Magneto-hydrodynamic mixed convection chemically rotating and radiating 3D hybrid nanofluid flow through porous media over a stretched surface
Katikala N. V. Ch. Bhargava, Shaik Mohammed Ibrahim, Raghunath Kodi
Abstract
This study presents a comprehensive 3D analysis of hybrid $ {Fe}_{3}{O}_{4}/{Al}_{2}{O}_{3}$ nanofluid flow over a stretched plate, incorporating the effects of buoyancy, Hall current, rotation, nonlinear thermal radiation, and Joule heating. A key novelty of the work lies in extending previous models by introducing mixed convection flow and a concentration equation, alongside thermophoresis and Brownian motion, offering a deeper understanding of hybrid nanofluid behavior in complex thermal environments. The governing partial differential equations are transformed into nonlinear ordinary differential equations using similarity transformations and solved numerically via the shooting method.
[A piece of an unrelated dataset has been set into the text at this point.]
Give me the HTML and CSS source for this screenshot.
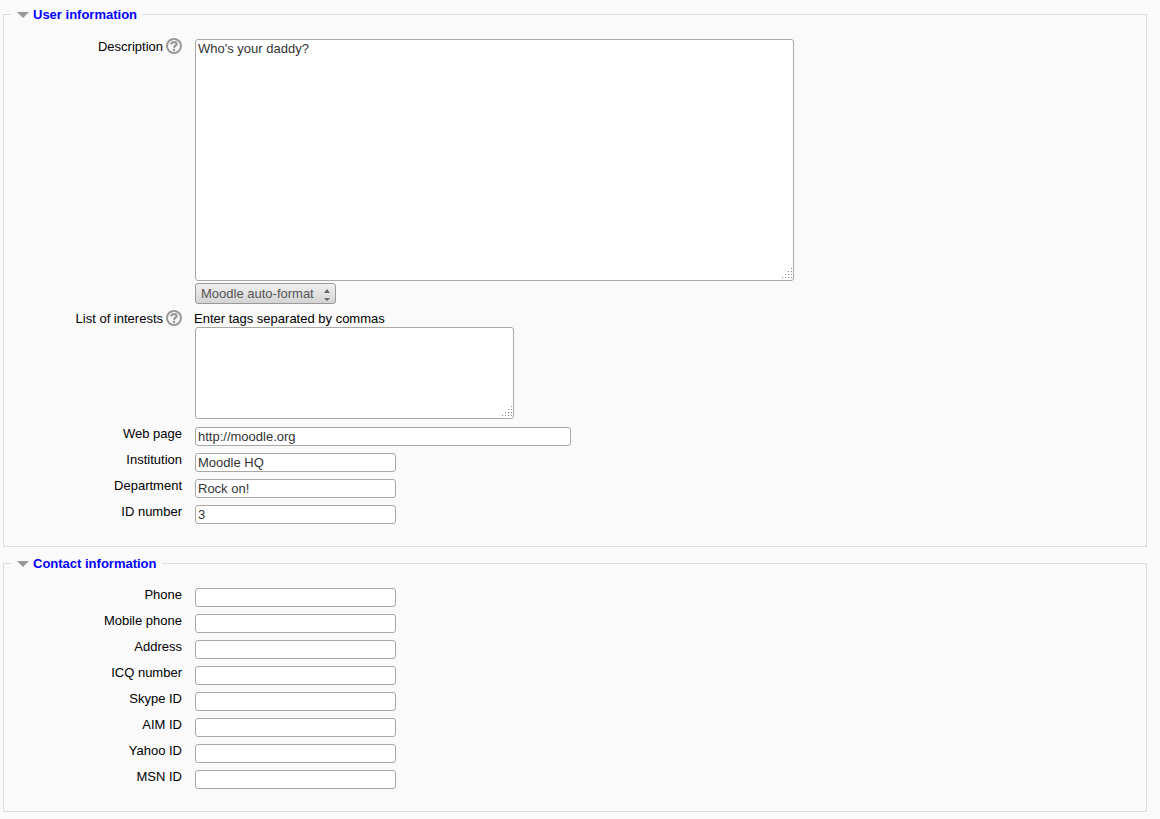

These findings have critical implications for optimizing heat exchangers, cooling systems, and chemical reactors, where efficient thermal management is essential. The study’s integration of multiple physical phenomena highlights its novelty and contributes valuable insights to the field of computational fluid dynamics and industrial applications. It is observed that increased buoyancy enhances the primary fluid velocity, but reduces the secondary velocity. This results in lower temperature and concentration profiles, indicating that buoyancy significantly affects the fluid's flow and thermal behavior.